Q2) L { f 0- infinite(the big f sign) e pwt-3t ( cos4t - t^2)dt}

Q3) Given iR + 1/C f 0- infinite(the big f sign) i dt + Ldi/dt = 4, where R,C,L are constants. show that if i(0) = 0, then

L {i} = 4C/LCs^2+RCs+1

Ans:
1) (4/(s-1)^2+4) +(4/s+1)^2 +4

2) 1/s [ (s+3/(s+3)^2 + 16) - 2/(s+3)^2]

3) I(s) = 4s/ (s+3)^2(s^2+4)

Help... i just started learning laplace transform. i am struggling because i am like direct to 2yr to my school and i have never done anything related before.. anyone can refer me to any good online materials that teaches the basics(if any)....also provide me with the workings/expl for the above question.
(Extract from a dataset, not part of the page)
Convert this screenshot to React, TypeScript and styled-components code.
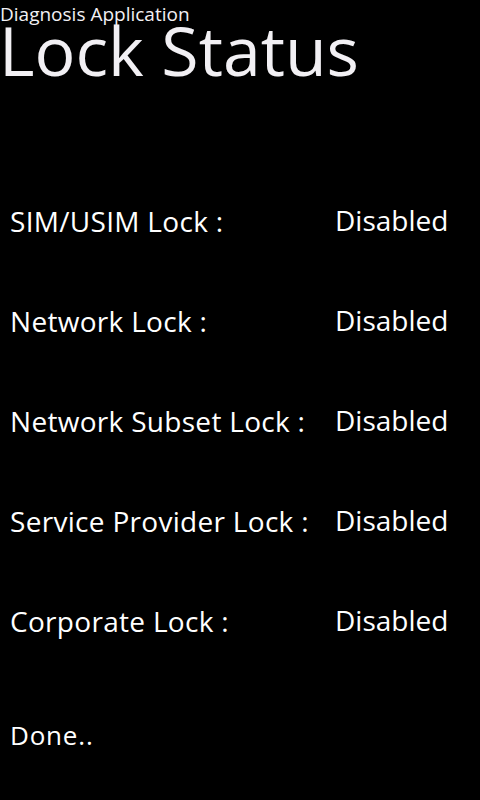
import React from "react";
import styled, {createGlobalStyle} from "styled-components";

const GlobalStyle = createGlobalStyle`
  html, body {
    margin: 0;
    padding: 0;
    background: #000;
  }
  body {
    font-family: "Open Sans", "Noto Sans", sans-serif;
    color: #fff;
  }
`;

const Page = styled.div`
  width: 480px;
  height: 800px;
  background: #000;
  overflow: hidden;
  display: flex;
  flex-direction: column;
`;

const Header = styled.div`
  display: flex;
  flex-direction: column;
`;

const AppName = styled.div`
  font-size: 19px;
  line-height: 26px;
  height: 23px;
  margin-top: 1px;
  white-space: nowrap;
  color: #f2f0f4;
`;

const PageTitle = styled.div`
  font-size: 68px;
  line-height: 68px;
  margin-top: -8px;
  margin-left: -1px;
  white-space: nowrap;
  color: #f2f0f4;
`;

const StatusList = styled.div`
  display: grid;
  grid-auto-rows: 100px;
  margin-top: 122px;
  padding-left: 10px;
`;

const StatusRow = styled.div`
  display: grid;
  grid-template-columns: 325px auto;
  font-size: 28px;
  line-height: 30px;
`;

const Label = styled.span`
  white-space: nowrap;
  letter-spacing: 0.3px;
`;

const Value = styled.span`
  margin-top: -1px;
`;

const Footer = styled.div`
  padding-left: 10px;
  margin-top: 14px;
  font-size: 26px;
  line-height: 30px;
  letter-spacing: 0.8px;
`;

const locks = [
    "SIM/USIM Lock :",
    "Network Lock :",
    "Network Subset Lock :",
    "Service Provider Lock :",
    "Corporate Lock :",
];

export default function App() {
    return (
        <Page>
            <GlobalStyle/>
            <Header>
                <AppName>Diagnosis Application</AppName>
                <PageTitle>Lock Status</PageTitle>
            </Header>
            <StatusList>
                {locks.map(l => (
                    <StatusRow key={l}>
                        <Label>{l}</Label>
                        <Value>Disabled</Value>
                    </StatusRow>
                ))}
            </StatusList>
            <Footer>Done..</Footer>
        </Page>
    );
}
Thanks for helping.

2. Originally Posted by mathsnerd
Q1) L {4cost sin2t}
Use the trig identity:

sin(A+B) - sin(A-B) = 2 sin(A)cos(B)

to reduce this to:

L {4 cos(t) sin(2t)} = L 4[sin(3t) - sin(t)] = 2 [Lsin(3t) + Lsin(t)]
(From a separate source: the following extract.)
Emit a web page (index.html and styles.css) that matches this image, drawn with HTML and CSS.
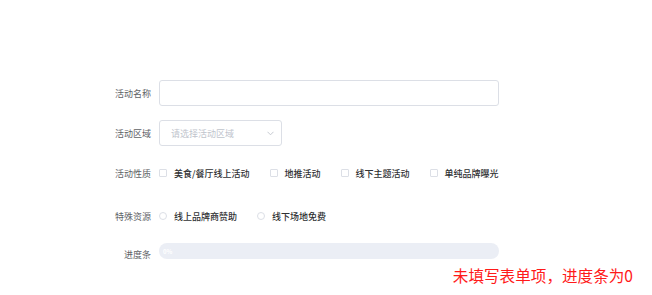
FILE: index.html
```html
<!DOCTYPE html>
<html lang="zh-CN">
<head>
    <meta charset="UTF-8">
    <title>活动表单</title>
    <link rel="stylesheet" href="styles.css">
</head>
<body>
    <main class="page">
        <form class="act-form">
            <div class="form-row row-name">
                <label class="form-label">活动名称</label>
                <input type="text" class="text-input">
            </div>
            <div class="form-row row-area">
                <label class="form-label">活动区域</label>
                <div class="select-box">
                    <span class="placeholder">请选择活动区域</span>
                    <svg class="chevron" width="7" height="5" viewBox="0 0 7 5">
                        <path d="M0.5 0.8 L3.5 3.8 L6.5 0.8" fill="none" stroke="#c0c4cc" stroke-width="0.9"/>
                    </svg>
                </div>
            </div>
            <div class="form-row row-type">
                <label class="form-label">活动性质</label>
                <div class="options">
                    <span class="option"><i class="check"></i>美食/餐厅线上活动</span>
                    <span class="option"><i class="check"></i>地推活动</span>
                    <span class="option"><i class="check"></i>线下主题活动</span>
                    <span class="option"><i class="check"></i>单纯品牌曝光</span>
                </div>
            </div>
            <div class="form-row row-res">
                <label class="form-label">特殊资源</label>
                <div class="options">
                    <span class="option"><i class="radio"></i>线上品牌商赞助</span>
                    <span class="option"><i class="radio"></i>线下场地免费</span>
                </div>
            </div>
            <div class="form-row row-progress">
                <label class="form-label">进度条</label>
                <div class="progress">
                    <span class="progress-text">0%</span>
                </div>
            </div>
        </form>
        <p class="hint">未填写表单项，进度条为0</p>
    </main>
</body>
</html>
```

FILE: styles.css
```css
:root {
    --border: #dcdfe6;
    --label: #606266;
    --text: #303133;
    --muted: #c0c4cc;
}
html, body {
    margin: 0;
    padding: 0;
    background: #fff;
    font-family: 'Noto Sans CJK SC', 'Noto Sans', sans-serif;
}
.page {
    width: 652px;
    height: 295px;
    padding-top: 80px;
    box-sizing: border-box;
    overflow: hidden;
}
.act-form {
    display: flex;
    flex-direction: column;
}
.form-row {
    display: flex;
    align-items: center;
    height: 26px;
}
.row-area {
    margin-top: 14px;
}
.row-type {
    margin-top: 14px;
}
.row-res {
    margin-top: 17px;
}
.row-progress {
    margin-top: 9px;
}
.form-label {
    width: 44px;
    margin-left: 107px;
    margin-right: 8px;
    text-align: right;
    font-size: 9px;
    color: var(--label);
    white-space: nowrap;
}
.row-progress .form-label {
    padding-top: 6px;
}
.text-input {
    width: 340px;
    height: 26px;
    box-sizing: border-box;
    border: 1px solid var(--border);
    border-radius: 3px;
    outline: none;
    padding: 0 8px;
}
.select-box {
    width: 123px;
    height: 26px;
    box-sizing: border-box;
    border: 1px solid var(--border);
    border-radius: 3px;
    display: flex;
    align-items: center;
    justify-content: space-between;
    padding: 0 7px 0 11px;
}
.placeholder {
    font-size: 9px;
    color: var(--muted);
}
.chevron {
    display: block;
}
.options {
    display: flex;
    align-items: center;
}
.option {
    display: flex;
    align-items: center;
    font-size: 9px;
    font-weight: 500;
    color: var(--text);
    margin-right: 20px;
    white-space: nowrap;
}
.check, .radio {
    display: inline-block;
    width: 8px;
    height: 8px;
    box-sizing: border-box;
    border: 1px solid var(--border);
    margin-right: 7px;
}
.check {
    border-radius: 1px;
}
.radio {
    border-radius: 50%;
}
.progress {
    width: 340px;
    height: 16px;
    border-radius: 8px;
    background: #ebeef5;
    display: flex;
    align-items: center;
    padding-left: 4px;
    box-sizing: border-box;
}
.progress-text {
    font-size: 6px;
    font-weight: bold;
    color: #fff;
}
.hint {
    margin: 1px 19px 0 0;
    line-height: 20px;
    text-align: right;
    font-size: 15.6px;
    color: #ff1a1a;
}
```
Then look up the Laplace transform of sin(at) in a table to complete

2 [Lsin(3t) + Lsin(t)] = 2[3/(s^2+9) + 1/(s^2+1)]

................ .....=[8 (s^2 + 3) / ((s^2 + 1)·(s^2 + 9))]

Q2) L { f 0- infinite(the big f sign) e pwt-3t ( cos4t - t^2)dt}

Q3) Given iR + 1/C f 0- infinite(the big f sign) i dt + Ldi/dt = 4, where R,C,L are constants. show that if i(0) = 0, then

L {i} = 4C/LCs^2+RCs+1
You will have to improve the way you are typing these questions to make them easier
for us to understand, Q2 and 3 are incomprehensible as they are

Ans:
1) (4/(s-1)^2+4) +(4/s+1)^2 +4

2) 1/s [ (s+3/(s+3)^2 + 16) - 2/(s+3)^2]

3) I(s) = 4s/ (s+3)^2(s^2+4)

Help... i just started learning laplace transform. i am struggling because i am like direct to 2yr to my school and i have never done anything related before.. anyone can refer me to any good online materials that teaches the basics(if any)....also provide me with the workings/expl for the above question. Thanks for helping.
Look here (but I suspect you are lacking a lot of background that
you need to follow this, you might need to revise single variable
calculus first).

RonL

3. Originally Posted by CaptainBlack
Use the trig identity:

sin(A+B) - sin(A-B) = 2 sin(A)cos(B)

to reduce this to:

L {4 cos(t) sin(2t)} = L 4[sin(3t) - sin(t)] = 2 [Lsin(3t) + Lsin(t)]

Then look up the Laplace transform of sin(at) in a table to complete

2 [Lsin(3t) + Lsin(t)] = 2[3/(s^2+9) + 1/(s^2+1)]

................ .....=[8 (s^2 + 3) / ((s^2 + 1)·(s^2 + 9))]
You can have a bit of fun with this using the online Fourier-Laplace calculator here.
This gives for the LT of 4 cos(t) sin(2t):

-2i (s-2i)/[(s-2i)^2+1] + 2i (s+2i)/[(s+2i)^2+1]

which you can have a lot of fun proving is the same as what I gave in the
previous post.

RonL